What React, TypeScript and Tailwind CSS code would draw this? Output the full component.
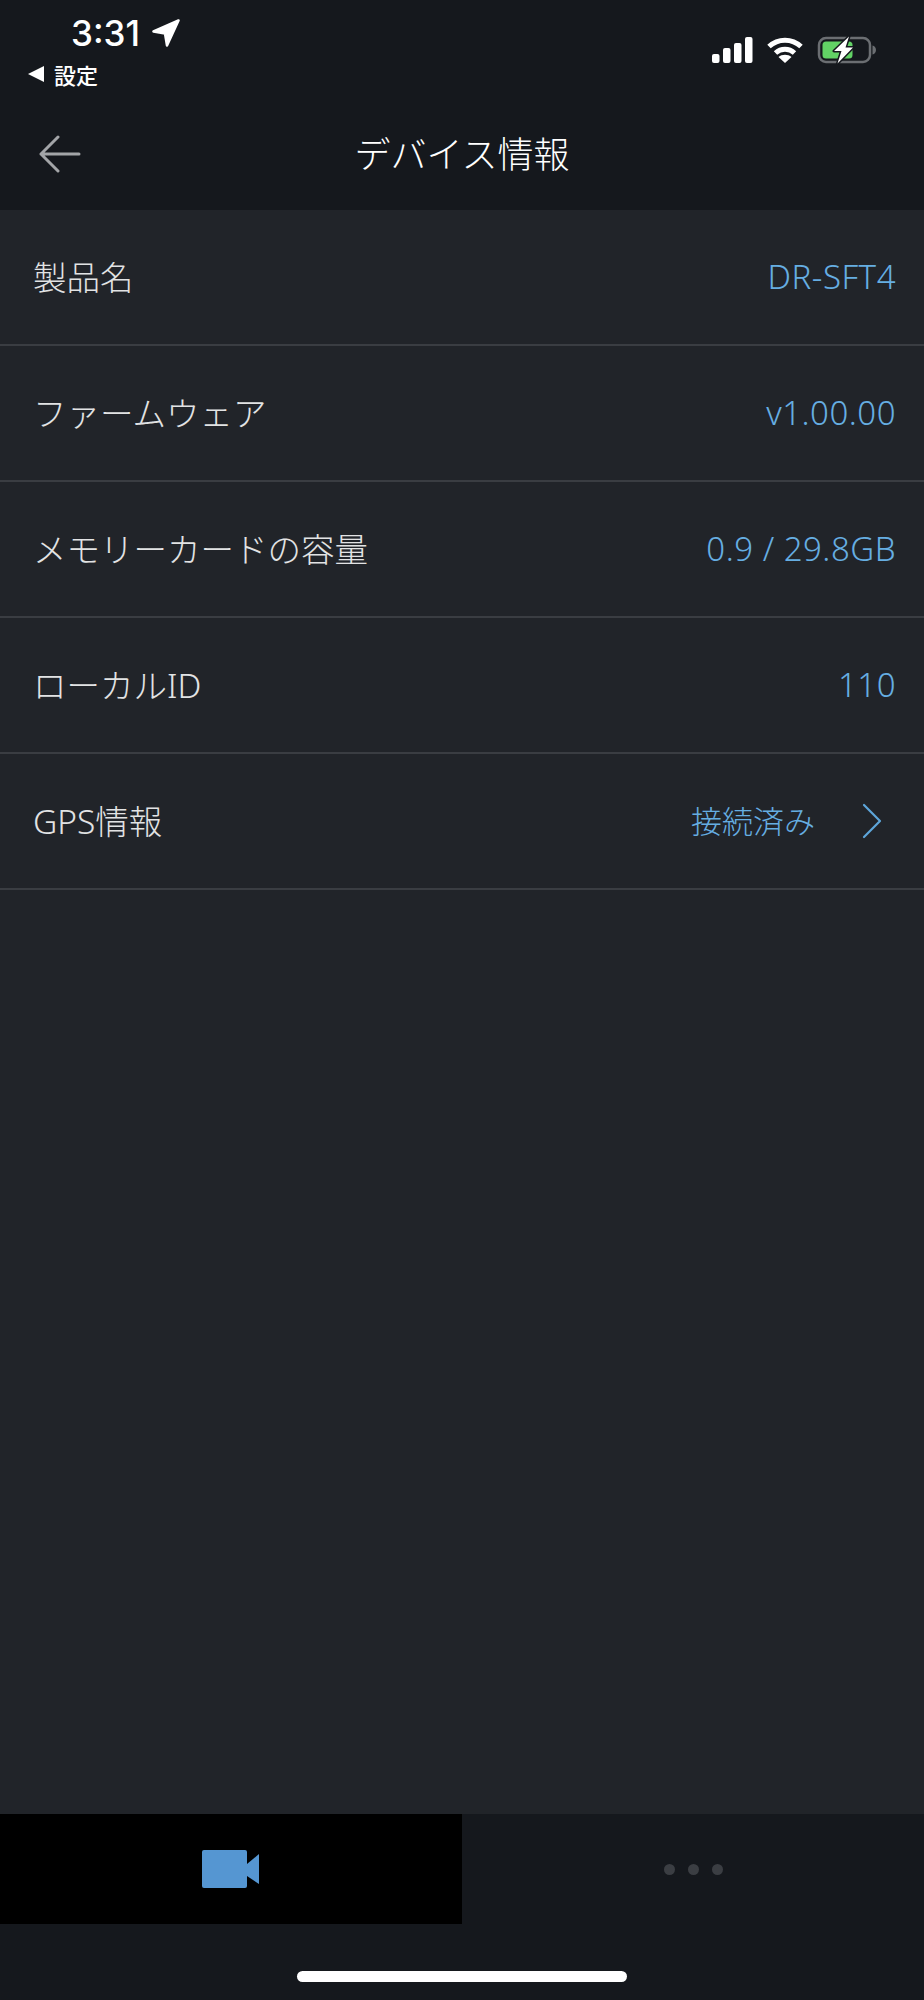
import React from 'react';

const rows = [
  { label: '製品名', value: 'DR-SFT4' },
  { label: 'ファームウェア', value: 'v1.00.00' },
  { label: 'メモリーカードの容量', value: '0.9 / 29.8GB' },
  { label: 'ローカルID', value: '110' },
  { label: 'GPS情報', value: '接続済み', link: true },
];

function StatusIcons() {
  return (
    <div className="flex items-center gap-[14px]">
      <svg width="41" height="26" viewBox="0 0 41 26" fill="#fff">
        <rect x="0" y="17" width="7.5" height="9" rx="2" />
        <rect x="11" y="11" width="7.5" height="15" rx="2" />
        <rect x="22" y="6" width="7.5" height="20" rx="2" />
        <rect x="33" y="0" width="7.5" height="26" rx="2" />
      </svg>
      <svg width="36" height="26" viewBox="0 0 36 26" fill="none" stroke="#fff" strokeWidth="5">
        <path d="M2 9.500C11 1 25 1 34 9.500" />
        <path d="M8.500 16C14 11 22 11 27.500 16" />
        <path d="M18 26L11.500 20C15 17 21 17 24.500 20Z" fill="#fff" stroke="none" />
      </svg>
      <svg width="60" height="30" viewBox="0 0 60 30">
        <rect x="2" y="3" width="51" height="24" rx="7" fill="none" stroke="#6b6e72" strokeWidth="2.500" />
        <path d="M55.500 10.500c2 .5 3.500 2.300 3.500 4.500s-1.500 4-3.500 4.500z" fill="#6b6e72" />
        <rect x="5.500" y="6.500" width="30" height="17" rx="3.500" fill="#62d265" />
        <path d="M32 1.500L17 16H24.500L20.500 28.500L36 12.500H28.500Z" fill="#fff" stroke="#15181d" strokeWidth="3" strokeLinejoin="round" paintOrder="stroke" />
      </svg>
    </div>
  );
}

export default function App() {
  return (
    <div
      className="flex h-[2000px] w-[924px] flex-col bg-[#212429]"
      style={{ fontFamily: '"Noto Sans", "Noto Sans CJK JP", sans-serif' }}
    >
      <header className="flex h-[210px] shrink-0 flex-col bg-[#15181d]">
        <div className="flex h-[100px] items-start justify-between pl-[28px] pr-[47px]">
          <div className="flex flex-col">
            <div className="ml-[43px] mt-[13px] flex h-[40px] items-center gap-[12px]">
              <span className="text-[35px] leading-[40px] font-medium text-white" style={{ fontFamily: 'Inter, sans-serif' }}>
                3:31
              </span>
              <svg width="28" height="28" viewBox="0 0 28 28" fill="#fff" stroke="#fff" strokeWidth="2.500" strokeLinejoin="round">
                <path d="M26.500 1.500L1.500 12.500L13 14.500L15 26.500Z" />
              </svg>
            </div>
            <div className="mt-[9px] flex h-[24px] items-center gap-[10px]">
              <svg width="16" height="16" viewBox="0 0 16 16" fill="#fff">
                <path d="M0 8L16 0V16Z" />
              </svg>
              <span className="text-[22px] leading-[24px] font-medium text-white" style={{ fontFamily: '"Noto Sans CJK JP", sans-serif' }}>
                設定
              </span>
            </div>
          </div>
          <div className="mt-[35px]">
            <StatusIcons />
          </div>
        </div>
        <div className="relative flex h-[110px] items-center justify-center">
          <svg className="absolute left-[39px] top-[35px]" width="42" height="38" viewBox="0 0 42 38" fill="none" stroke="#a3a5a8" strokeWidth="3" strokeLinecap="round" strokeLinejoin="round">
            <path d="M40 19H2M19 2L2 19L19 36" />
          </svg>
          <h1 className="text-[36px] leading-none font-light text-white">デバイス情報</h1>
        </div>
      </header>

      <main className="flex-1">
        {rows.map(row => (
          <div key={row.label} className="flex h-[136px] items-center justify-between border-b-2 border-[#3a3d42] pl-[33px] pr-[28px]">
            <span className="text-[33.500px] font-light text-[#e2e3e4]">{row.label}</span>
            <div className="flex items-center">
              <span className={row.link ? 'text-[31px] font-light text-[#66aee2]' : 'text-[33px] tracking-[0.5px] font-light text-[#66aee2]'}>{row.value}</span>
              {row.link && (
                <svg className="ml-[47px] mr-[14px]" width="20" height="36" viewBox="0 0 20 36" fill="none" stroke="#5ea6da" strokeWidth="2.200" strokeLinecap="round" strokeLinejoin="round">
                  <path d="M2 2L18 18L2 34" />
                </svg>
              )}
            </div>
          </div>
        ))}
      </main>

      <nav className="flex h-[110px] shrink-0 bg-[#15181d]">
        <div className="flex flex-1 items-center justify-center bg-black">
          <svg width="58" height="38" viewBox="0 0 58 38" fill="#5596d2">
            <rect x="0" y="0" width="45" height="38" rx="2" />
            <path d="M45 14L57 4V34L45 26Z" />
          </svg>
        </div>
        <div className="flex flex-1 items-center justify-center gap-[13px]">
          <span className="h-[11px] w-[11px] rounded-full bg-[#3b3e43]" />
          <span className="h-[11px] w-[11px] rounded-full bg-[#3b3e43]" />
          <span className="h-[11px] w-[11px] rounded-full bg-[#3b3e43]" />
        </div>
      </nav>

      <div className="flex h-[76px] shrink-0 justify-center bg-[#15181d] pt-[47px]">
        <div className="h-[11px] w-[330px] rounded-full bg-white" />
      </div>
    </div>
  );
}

◆ ◆ ◆ ◆ ◆ ◆ ◆

**Stated task**
Exclude the images and reproduce the remaining data exactly.

**Output of the task**
What React, TypeScript and Tailwind CSS code would draw this? Output the full component.
import React from 'react';

const rows = [
  { label: '製品名', value: 'DR-SFT4' },
  { label: 'ファームウェア', value: 'v1.00.00' },
  { label: 'メモリーカードの容量', value: '0.9 / 29.8GB' },
  { label: 'ローカルID', value: '110' },
  { label: 'GPS情報', value: '接続済み', link: true },
];

function StatusIcons() {
  return (
    <div className="flex items-center gap-[14px]">
      <svg width="41" height="26" viewBox="0 0 41 26" fill="#fff">
        <rect x="0" y="17" width="7.5" height="9" rx="2" />
        <rect x="11" y="11" width="7.5" height="15" rx="2" />
        <rect x="22" y="6" width="7.5" height="20" rx="2" />
        <rect x="33" y="0" width="7.5" height="26" rx="2" />
      </svg>
      <svg width="36" height="26" viewBox="0 0 36 26" fill="none" stroke="#fff" strokeWidth="5">
        <path d="M2 9.500C11 1 25 1 34 9.500" />
        <path d="M8.500 16C14 11 22 11 27.500 16" />
        <path d="M18 26L11.500 20C15 17 21 17 24.500 20Z" fill="#fff" stroke="none" />
      </svg>
      <svg width="60" height="30" viewBox="0 0 60 30">
        <rect x="2" y="3" width="51" height="24" rx="7" fill="none" stroke="#6b6e72" strokeWidth="2.500" />
        <path d="M55.500 10.500c2 .5 3.500 2.300 3.500 4.500s-1.500 4-3.500 4.500z" fill="#6b6e72" />
        <rect x="5.500" y="6.500" width="30" height="17" rx="3.500" fill="#62d265" />
        <path d="M32 1.500L17 16H24.500L20.500 28.500L36 12.500H28.500Z" fill="#fff" stroke="#15181d" strokeWidth="3" strokeLinejoin="round" paintOrder="stroke" />
      </svg>
    </div>
  );
}

export default function App() {
  return (
    <div
      className="flex h-[2000px] w-[924px] flex-col bg-[#212429]"
      style={{ fontFamily: '"Noto Sans", "Noto Sans CJK JP", sans-serif' }}
    >
      <header className="flex h-[210px] shrink-0 flex-col bg-[#15181d]">
        <div className="flex h-[100px] items-start justify-between pl-[28px] pr-[47px]">
          <div className="flex flex-col">
            <div className="ml-[43px] mt-[13px] flex h-[40px] items-center gap-[12px]">
              <span className="text-[35px] leading-[40px] font-medium text-white" style={{ fontFamily: 'Inter, sans-serif' }}>
                3:31
              </span>
              <svg width="28" height="28" viewBox="0 0 28 28" fill="#fff" stroke="#fff" strokeWidth="2.500" strokeLinejoin="round">
                <path d="M26.500 1.500L1.500 12.500L13 14.500L15 26.500Z" />
              </svg>
            </div>
            <div className="mt-[9px] flex h-[24px] items-center gap-[10px]">
              <svg width="16" height="16" viewBox="0 0 16 16" fill="#fff">
                <path d="M0 8L16 0V16Z" />
              </svg>
              <span className="text-[22px] leading-[24px] font-medium text-white" style={{ fontFamily: '"Noto Sans CJK JP", sans-serif' }}>
                設定
              </span>
            </div>
          </div>
          <div className="mt-[35px]">
            <StatusIcons />
          </div>
        </div>
        <div className="relative flex h-[110px] items-center justify-center">
          <svg className="absolute left-[39px] top-[35px]" width="42" height="38" viewBox="0 0 42 38" fill="none" stroke="#a3a5a8" strokeWidth="3" strokeLinecap="round" strokeLinejoin="round">
            <path d="M40 19H2M19 2L2 19L19 36" />
          </svg>
          <h1 className="text-[36px] leading-none font-light text-white">デバイス情報</h1>
        </div>
      </header>

      <main className="flex-1">
        {rows.map(row => (
          <div key={row.label} className="flex h-[136px] items-center justify-between border-b-2 border-[#3a3d42] pl-[33px] pr-[28px]">
            <span className="text-[33.500px] font-light text-[#e2e3e4]">{row.label}</span>
            <div className="flex items-center">
              <span className={row.link ? 'text-[31px] font-light text-[#66aee2]' : 'text-[33px] tracking-[0.5px] font-light text-[#66aee2]'}>{row.value}</span>
              {row.link && (
                <svg className="ml-[47px] mr-[14px]" width="20" height="36" viewBox="0 0 20 36" fill="none" stroke="#5ea6da" strokeWidth="2.200" strokeLinecap="round" strokeLinejoin="round">
                  <path d="M2 2L18 18L2 34" />
                </svg>
              )}
            </div>
          </div>
        ))}
      </main>

      <nav className="flex h-[110px] shrink-0 bg-[#15181d]">
        <div className="flex flex-1 items-center justify-center bg-black">
          <svg width="58" height="38" viewBox="0 0 58 38" fill="#5596d2">
            <rect x="0" y="0" width="45" height="38" rx="2" />
            <path d="M45 14L57 4V34L45 26Z" />
          </svg>
        </div>
        <div className="flex flex-1 items-center justify-center gap-[13px]">
          <span className="h-[11px] w-[11px] rounded-full bg-[#3b3e43]" />
          <span className="h-[11px] w-[11px] rounded-full bg-[#3b3e43]" />
          <span className="h-[11px] w-[11px] rounded-full bg-[#3b3e43]" />
        </div>
      </nav>

      <div className="flex h-[76px] shrink-0 justify-center bg-[#15181d] pt-[47px]">
        <div className="h-[11px] w-[330px] rounded-full bg-white" />
      </div>
    </div>
  );
}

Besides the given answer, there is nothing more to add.